右の者に対する贈賄被疑事件について、昭和四三年一月六日徳島地方裁判所裁判官田村承三がした接見等禁止一部解除の裁判に対し、同月一七日徳島地方検察庁検察官竹内陸郎から右裁判の取消を求める旨の準抗告の申立があつたので、当裁判所は次のとおり決定する。

主文

本件準抗告の申立を棄却する。

理由

一、本件準抗告申立の理由は、検察官提出にかかる準抗告申立書に記載のとおりであるから、これをここに引用する。

二、本件勾留及び接見禁止等関係記録によると、被疑者は、昭和四三年一月一〇日、贈賄罪の容疑で徳島刑務所に勾留され、且つ、罪証を隠滅すると疑うに足りる相当な理由があるとして公訴提起に至るまで刑事訴訟法第三九条第一項に規定する者以外の者との接見並びに書類その他の物(但し、衣類、食糧、寝具、洗面具、チリ紙を除く)の授受を禁止されたこと、同月一六日徳島地方裁判所裁判官田村承三において、被疑者の弁護人藤川健の申出により、右接見等の禁止を一部解除し司馬遼太郎著「竜馬がゆく(立志篇)」(文芸春秋社版)など五冊の書籍の授受を許可する旨の裁判をしたことが明らかである。

三、そこで、まず本件準抗告申立の適法性について考えてみるに、接見等禁止の取消、解除は裁判所ないしは裁判官が職権によつてなすものであつて、当事者その他の者にその請求権がなく、当事者らの取消、解除の申出は職権発動を促すものにすぎないものであるが、このような現行法の建前から、右取消、解除の裁判に対しては不服申立の途がないとする見解もあり得るけれども、かかる見解は、被疑者の接見等の禁止につき検察官にその請求権が認められており(刑事訴訟法第二〇七条第一項、第八一条)、その取消、解除については犯罪捜査の職責を負う検察官が最も重大な利害関係を有することに鑑み、当を得ないものというべく、なお、文理上もその禁止の取消、解除の裁判が同法第四二九条第一項第二号の「勾留……に関する裁判」にあたると解することができるから、接見等禁止の取消、解除の裁判に不服のある検察官は右規定に基いて準抗告の申立をすることができるものと解するのが相当である。

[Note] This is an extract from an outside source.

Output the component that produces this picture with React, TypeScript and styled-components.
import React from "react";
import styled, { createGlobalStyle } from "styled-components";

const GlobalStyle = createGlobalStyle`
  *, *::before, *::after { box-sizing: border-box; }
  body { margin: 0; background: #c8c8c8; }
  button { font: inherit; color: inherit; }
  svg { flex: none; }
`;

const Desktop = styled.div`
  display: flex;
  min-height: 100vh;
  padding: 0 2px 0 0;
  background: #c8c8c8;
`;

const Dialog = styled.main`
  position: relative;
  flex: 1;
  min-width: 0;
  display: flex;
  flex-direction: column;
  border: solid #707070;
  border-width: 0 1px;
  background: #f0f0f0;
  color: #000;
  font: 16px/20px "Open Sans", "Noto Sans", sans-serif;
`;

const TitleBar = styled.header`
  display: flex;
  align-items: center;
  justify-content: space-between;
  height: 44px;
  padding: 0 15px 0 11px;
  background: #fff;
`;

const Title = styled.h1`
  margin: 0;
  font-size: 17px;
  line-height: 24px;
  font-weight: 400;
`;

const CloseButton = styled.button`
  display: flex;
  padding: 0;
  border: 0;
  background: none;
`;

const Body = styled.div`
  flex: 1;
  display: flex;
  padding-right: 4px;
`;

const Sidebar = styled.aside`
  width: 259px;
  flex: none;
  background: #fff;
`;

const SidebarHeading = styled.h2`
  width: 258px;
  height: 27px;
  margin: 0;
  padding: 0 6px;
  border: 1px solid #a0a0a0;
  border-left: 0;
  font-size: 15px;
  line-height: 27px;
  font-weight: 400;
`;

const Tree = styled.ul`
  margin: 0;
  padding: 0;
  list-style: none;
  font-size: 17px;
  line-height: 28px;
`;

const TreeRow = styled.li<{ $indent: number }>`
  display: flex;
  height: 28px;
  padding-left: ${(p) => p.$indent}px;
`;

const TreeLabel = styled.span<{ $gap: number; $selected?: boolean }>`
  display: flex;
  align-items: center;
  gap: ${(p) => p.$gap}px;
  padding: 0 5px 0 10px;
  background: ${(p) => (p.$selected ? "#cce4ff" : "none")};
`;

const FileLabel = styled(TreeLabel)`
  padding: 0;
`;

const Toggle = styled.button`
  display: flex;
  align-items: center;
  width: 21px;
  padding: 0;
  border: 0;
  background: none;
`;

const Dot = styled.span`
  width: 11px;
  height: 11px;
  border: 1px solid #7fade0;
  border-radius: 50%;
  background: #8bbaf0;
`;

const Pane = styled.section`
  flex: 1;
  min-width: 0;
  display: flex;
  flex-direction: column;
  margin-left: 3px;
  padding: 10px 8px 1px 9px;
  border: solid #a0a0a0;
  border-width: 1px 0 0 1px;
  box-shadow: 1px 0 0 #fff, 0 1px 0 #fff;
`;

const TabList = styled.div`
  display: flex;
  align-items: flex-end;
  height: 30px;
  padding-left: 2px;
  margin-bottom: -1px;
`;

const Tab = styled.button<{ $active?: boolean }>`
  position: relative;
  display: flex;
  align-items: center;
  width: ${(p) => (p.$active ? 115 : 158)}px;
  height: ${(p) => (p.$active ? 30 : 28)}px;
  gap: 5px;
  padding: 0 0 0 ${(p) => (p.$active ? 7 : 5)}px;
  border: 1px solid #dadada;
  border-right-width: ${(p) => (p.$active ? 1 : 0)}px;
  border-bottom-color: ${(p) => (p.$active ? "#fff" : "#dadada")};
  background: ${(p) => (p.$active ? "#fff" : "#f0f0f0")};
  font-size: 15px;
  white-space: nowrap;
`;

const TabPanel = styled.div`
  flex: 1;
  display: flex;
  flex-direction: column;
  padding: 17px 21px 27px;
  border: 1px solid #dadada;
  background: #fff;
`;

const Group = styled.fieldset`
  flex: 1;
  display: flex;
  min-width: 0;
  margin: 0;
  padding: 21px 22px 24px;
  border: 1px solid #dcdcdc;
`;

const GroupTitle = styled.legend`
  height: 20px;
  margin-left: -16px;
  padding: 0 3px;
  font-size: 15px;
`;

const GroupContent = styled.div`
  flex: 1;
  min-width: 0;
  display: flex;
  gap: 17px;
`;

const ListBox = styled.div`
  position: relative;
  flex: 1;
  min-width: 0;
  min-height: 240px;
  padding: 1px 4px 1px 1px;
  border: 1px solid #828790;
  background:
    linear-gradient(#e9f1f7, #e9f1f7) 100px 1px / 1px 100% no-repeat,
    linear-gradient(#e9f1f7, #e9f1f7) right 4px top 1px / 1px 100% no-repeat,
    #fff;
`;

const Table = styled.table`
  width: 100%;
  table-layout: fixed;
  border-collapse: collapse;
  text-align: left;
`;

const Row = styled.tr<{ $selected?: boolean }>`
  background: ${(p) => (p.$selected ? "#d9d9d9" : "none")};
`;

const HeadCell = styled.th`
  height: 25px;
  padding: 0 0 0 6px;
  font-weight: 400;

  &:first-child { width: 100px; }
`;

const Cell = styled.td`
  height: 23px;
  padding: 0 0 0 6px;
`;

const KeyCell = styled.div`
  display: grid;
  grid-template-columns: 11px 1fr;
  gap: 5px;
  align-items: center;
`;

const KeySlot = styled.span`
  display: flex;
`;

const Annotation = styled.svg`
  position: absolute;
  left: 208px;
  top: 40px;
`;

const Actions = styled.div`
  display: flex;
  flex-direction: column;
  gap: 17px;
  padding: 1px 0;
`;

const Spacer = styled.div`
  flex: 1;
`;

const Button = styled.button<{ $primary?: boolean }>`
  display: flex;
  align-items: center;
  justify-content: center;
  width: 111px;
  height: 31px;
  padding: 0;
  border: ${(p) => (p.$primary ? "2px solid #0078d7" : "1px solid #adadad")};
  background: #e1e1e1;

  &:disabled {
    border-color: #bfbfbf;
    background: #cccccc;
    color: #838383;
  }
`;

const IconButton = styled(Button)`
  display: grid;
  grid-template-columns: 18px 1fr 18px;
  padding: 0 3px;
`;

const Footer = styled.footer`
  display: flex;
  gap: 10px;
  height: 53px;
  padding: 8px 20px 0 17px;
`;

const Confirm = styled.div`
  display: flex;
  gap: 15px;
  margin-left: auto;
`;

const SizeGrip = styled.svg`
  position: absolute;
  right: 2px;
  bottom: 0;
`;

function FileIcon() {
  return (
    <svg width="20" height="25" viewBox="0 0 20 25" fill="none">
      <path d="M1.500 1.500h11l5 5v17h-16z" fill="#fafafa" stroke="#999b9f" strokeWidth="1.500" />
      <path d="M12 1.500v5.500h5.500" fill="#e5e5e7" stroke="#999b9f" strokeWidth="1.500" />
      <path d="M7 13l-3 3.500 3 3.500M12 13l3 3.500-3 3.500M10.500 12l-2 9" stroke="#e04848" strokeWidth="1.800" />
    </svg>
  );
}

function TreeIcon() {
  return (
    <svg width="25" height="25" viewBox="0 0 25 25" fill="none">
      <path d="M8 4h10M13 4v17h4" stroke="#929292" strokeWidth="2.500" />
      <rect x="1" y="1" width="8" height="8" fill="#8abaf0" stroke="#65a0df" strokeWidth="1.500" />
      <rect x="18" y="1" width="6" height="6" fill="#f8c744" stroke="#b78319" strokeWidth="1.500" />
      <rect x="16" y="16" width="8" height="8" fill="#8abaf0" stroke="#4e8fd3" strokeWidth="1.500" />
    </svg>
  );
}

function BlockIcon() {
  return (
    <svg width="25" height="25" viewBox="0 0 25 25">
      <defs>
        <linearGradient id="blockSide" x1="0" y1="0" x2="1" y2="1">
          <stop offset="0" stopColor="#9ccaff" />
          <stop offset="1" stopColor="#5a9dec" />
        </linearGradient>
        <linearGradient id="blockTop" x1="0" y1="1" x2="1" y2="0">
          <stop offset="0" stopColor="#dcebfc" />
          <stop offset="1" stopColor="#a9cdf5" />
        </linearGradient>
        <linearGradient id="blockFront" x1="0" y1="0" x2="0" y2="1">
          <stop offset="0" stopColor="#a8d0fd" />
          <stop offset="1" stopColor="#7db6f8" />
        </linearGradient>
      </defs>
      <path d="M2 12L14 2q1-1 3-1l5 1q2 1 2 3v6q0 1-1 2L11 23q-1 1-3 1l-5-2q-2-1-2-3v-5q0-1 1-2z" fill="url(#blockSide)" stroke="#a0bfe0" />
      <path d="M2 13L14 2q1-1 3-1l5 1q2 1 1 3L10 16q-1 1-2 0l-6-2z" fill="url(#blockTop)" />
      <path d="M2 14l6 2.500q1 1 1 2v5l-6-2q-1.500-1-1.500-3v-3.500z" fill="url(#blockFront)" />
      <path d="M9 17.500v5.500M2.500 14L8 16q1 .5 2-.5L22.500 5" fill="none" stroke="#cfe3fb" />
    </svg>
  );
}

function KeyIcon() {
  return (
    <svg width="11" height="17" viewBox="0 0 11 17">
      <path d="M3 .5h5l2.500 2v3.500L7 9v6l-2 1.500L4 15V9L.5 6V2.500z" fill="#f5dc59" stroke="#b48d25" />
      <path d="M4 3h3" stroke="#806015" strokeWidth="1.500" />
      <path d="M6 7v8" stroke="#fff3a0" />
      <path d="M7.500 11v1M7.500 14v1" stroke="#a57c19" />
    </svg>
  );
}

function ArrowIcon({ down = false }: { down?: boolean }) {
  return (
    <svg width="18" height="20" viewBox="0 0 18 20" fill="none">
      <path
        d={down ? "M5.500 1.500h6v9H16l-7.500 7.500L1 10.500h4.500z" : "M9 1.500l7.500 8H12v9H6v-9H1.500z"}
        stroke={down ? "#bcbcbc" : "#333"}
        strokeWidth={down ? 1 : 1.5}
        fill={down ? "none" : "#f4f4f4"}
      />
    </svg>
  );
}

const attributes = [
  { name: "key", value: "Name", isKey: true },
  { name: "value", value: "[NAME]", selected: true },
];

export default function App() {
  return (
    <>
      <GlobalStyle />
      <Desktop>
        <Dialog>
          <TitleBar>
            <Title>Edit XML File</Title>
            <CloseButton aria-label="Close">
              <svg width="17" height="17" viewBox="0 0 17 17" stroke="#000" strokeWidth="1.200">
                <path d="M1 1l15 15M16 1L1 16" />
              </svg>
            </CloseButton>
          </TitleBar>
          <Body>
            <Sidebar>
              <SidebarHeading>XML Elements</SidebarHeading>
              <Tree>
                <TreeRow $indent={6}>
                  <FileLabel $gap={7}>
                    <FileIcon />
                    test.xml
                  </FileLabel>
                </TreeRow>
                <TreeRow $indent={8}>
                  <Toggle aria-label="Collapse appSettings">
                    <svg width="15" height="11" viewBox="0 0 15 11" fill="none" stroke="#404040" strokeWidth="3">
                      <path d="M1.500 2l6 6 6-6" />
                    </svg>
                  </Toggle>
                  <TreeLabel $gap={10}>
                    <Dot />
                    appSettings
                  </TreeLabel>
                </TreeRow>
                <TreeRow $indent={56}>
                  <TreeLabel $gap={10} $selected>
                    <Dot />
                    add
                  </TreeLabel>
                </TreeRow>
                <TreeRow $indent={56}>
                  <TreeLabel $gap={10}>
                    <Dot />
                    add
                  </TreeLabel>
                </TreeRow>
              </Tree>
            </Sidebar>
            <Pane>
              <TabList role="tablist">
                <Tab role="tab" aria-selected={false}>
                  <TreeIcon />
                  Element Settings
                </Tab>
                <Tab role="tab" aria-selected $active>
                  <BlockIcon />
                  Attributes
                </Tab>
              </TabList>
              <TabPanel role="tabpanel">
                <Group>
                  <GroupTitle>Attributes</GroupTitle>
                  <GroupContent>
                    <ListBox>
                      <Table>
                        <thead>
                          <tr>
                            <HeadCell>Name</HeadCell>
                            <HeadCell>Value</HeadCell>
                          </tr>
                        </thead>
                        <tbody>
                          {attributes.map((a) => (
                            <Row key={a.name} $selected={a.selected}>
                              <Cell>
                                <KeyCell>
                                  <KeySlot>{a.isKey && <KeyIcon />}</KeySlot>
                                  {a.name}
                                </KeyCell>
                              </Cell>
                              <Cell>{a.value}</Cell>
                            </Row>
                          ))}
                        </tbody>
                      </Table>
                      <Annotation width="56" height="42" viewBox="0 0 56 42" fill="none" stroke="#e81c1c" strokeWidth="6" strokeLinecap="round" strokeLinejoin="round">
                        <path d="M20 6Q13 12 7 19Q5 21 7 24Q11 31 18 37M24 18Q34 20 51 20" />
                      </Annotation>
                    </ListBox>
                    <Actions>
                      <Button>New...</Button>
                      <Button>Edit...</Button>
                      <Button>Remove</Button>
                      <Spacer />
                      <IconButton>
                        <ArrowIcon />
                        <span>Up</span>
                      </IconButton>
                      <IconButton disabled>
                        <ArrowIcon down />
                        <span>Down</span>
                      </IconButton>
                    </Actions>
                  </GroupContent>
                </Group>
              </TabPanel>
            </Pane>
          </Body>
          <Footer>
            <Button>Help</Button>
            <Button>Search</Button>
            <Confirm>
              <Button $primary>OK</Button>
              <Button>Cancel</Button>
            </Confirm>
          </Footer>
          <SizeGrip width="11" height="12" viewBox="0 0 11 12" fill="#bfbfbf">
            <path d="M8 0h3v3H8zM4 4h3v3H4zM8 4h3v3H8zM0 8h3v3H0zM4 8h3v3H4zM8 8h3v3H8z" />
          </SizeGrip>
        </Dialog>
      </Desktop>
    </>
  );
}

四、よつて進んで本件準抗告申立の当否について検討するに、前述のとおり、本件接見等の禁止は公訴提起に至るまでに限つてなされているものであるところ、検察官が、被疑者に対する本件被疑事実につき昭和四三年一月一九日当裁判所に公訴を提起したことは当裁判所に顕著な事実であるから、それによつて本件接見等の禁止自体が自動的に解除されたものというべく、従つて、右公訴提起後の現在その一部解除の原裁判については、その当否を論ずるまでもなく、もはや準抗告をもつて争う利益はなくなつたと解するのが相当であり、本件準抗告の申立は理由なきに帰するといわざるをえない。

よつて、刑事訴訟法第四三二条、第四二六条第一項によりこれを棄却することとし、主文のとおり決定する。